**GIVEN TASK**
Select all lines with the string "screenshot" in them, and copy those lines.

**EXERCISE INPUTS**
--- --- ---

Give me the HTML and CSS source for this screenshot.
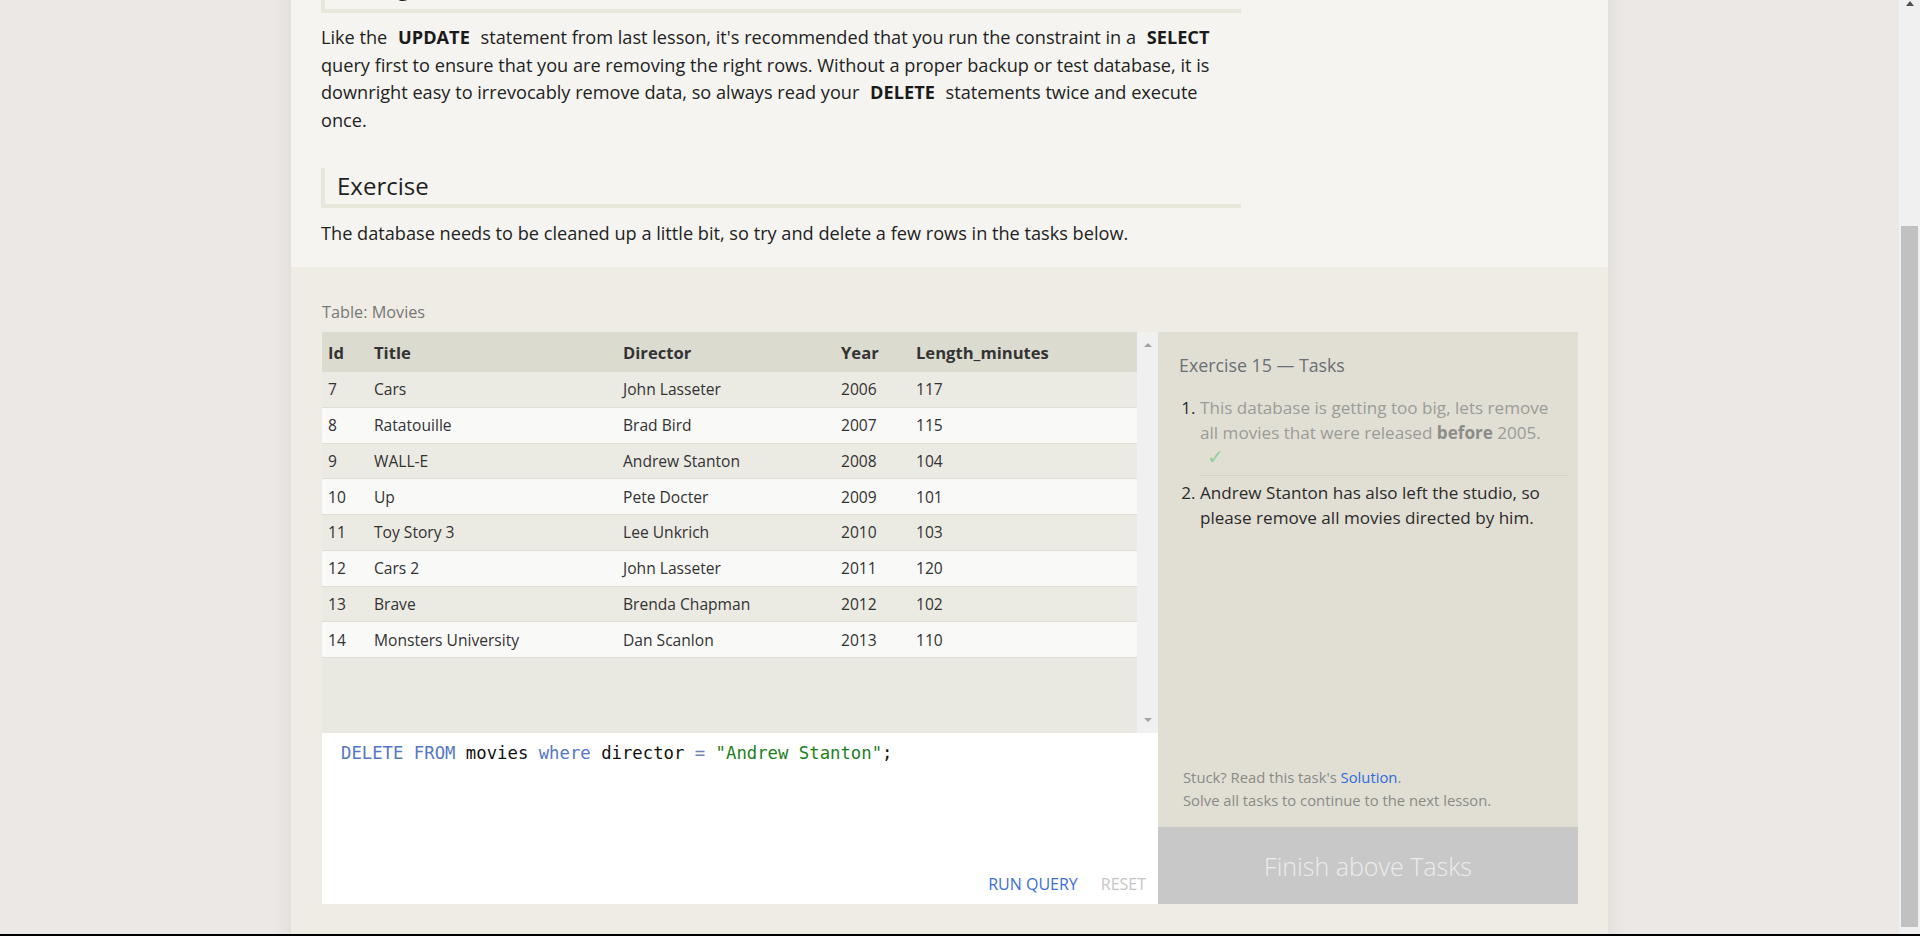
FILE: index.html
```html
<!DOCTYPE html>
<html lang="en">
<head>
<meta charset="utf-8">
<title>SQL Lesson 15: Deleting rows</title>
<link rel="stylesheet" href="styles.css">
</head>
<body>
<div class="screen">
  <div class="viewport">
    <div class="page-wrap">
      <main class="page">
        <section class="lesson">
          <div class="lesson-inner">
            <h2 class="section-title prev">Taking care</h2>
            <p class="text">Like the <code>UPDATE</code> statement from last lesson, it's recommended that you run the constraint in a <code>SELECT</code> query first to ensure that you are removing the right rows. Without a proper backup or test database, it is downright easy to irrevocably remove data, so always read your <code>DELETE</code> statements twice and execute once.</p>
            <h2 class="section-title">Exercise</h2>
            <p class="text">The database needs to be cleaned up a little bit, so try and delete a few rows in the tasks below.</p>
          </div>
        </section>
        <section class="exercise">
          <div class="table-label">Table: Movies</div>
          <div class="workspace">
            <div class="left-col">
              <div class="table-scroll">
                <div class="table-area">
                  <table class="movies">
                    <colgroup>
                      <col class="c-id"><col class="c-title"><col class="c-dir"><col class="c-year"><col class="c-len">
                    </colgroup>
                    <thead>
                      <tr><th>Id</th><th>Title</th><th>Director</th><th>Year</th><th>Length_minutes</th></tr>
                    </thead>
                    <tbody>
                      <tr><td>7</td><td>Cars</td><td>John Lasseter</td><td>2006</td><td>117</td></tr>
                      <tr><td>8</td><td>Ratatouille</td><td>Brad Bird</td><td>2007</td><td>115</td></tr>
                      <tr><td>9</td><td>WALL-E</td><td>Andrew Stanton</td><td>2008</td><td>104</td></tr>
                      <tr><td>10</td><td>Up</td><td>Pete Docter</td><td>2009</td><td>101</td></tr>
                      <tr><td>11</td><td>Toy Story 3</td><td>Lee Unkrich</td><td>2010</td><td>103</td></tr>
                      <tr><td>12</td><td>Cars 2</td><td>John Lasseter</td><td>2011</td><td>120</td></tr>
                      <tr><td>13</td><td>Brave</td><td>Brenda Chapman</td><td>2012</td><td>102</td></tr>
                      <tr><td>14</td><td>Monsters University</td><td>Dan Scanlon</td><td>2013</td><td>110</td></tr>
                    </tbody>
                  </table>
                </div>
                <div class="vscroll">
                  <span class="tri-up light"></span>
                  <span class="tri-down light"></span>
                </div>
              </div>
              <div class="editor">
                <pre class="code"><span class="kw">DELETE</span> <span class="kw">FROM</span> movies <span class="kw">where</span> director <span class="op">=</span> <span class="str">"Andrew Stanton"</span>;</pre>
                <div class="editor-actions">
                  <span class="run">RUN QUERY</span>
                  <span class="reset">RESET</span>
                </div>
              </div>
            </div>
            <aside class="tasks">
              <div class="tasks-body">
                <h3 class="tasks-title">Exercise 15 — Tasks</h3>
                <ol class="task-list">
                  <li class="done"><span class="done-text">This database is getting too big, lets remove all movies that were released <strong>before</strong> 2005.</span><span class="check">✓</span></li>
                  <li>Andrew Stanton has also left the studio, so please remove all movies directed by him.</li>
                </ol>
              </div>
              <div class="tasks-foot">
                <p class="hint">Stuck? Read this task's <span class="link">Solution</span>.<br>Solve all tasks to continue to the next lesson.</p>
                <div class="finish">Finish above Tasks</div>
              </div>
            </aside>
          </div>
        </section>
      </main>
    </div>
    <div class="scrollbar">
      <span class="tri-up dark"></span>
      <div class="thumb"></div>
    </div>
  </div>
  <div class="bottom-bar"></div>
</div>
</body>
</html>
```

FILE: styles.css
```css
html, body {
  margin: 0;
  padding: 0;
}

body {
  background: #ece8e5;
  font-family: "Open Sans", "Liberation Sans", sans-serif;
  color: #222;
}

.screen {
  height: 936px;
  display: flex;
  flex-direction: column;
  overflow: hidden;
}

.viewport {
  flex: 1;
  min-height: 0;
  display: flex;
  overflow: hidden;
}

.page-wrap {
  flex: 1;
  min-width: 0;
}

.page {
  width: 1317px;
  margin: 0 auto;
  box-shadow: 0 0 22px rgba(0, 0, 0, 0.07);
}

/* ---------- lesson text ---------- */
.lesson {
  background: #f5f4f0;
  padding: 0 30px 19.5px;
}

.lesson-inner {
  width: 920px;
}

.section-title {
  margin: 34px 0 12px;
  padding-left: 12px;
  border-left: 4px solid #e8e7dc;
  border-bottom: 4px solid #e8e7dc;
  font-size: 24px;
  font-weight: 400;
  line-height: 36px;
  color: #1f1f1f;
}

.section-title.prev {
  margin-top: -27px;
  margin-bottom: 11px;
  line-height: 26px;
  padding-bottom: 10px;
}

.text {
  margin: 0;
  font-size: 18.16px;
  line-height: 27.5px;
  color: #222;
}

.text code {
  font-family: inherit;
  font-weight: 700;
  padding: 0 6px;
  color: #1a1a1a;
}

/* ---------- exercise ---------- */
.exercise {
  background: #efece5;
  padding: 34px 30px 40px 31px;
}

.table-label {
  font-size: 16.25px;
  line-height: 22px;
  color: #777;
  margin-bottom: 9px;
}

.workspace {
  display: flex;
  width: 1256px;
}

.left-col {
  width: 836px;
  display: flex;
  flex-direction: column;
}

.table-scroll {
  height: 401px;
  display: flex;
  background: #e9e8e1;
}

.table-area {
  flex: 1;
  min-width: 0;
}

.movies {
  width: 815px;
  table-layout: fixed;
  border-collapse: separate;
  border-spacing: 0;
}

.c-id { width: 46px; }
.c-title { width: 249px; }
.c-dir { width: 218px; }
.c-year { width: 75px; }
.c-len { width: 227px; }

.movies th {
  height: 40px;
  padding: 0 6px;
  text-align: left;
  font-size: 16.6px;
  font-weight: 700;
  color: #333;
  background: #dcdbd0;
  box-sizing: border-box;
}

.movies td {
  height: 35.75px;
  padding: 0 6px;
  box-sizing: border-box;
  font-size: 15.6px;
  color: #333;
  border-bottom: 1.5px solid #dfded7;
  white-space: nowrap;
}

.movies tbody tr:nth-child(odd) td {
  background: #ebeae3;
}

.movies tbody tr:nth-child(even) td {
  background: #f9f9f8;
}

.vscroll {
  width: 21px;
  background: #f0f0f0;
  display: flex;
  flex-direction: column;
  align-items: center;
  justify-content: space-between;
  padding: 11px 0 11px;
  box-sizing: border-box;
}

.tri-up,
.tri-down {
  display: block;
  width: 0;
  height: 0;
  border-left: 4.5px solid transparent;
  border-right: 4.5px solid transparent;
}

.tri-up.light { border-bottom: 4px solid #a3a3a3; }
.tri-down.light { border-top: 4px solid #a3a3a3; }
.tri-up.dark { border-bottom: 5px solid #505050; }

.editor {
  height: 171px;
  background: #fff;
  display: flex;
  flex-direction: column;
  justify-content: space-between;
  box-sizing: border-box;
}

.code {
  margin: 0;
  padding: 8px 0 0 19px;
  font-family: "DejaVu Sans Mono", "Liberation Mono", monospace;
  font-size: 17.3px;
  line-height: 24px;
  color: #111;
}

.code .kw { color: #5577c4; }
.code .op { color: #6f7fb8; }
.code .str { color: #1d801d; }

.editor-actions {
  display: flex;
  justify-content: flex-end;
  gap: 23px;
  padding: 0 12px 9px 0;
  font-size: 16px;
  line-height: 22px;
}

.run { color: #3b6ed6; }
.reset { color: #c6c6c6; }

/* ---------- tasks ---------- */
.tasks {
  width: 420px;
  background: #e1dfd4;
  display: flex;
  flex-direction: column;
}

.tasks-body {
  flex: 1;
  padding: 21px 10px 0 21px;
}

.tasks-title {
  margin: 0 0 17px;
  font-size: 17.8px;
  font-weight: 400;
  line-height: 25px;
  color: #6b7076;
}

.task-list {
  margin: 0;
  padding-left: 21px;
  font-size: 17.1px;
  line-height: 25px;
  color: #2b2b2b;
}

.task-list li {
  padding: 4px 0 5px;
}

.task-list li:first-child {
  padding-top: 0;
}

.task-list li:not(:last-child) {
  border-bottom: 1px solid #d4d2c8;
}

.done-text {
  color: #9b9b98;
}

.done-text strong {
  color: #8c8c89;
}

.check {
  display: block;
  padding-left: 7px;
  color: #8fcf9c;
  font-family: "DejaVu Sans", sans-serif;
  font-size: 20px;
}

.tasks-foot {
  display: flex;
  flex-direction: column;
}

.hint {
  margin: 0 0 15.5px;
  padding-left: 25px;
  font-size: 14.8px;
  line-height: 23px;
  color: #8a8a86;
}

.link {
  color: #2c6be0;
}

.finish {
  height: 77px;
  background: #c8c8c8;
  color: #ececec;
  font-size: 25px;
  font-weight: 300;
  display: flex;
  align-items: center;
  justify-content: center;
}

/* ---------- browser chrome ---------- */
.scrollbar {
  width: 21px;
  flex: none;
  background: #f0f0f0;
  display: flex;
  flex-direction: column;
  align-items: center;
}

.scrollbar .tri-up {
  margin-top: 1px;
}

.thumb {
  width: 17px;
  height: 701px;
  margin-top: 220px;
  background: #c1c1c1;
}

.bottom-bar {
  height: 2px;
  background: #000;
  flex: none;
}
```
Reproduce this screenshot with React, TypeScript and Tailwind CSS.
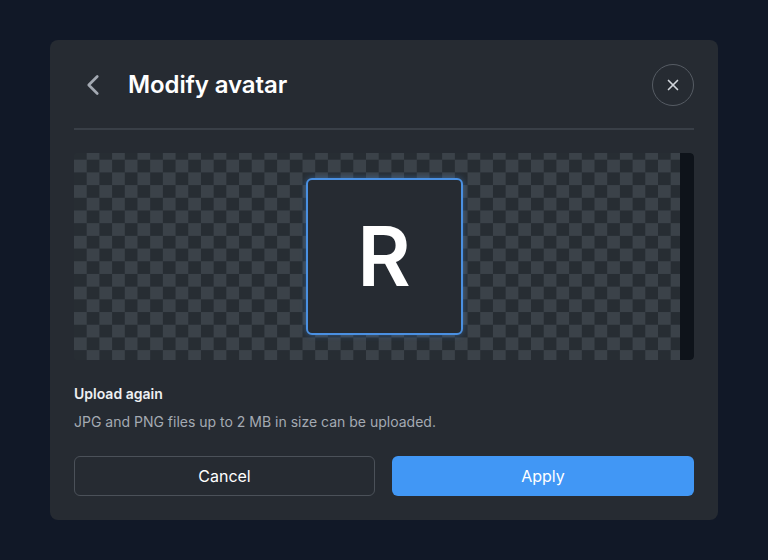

--- --- ---

**SOLUTION TO THIS TASK**
Give me the HTML and CSS source for this screenshot.
Reproduce this screenshot with React, TypeScript and Tailwind CSS.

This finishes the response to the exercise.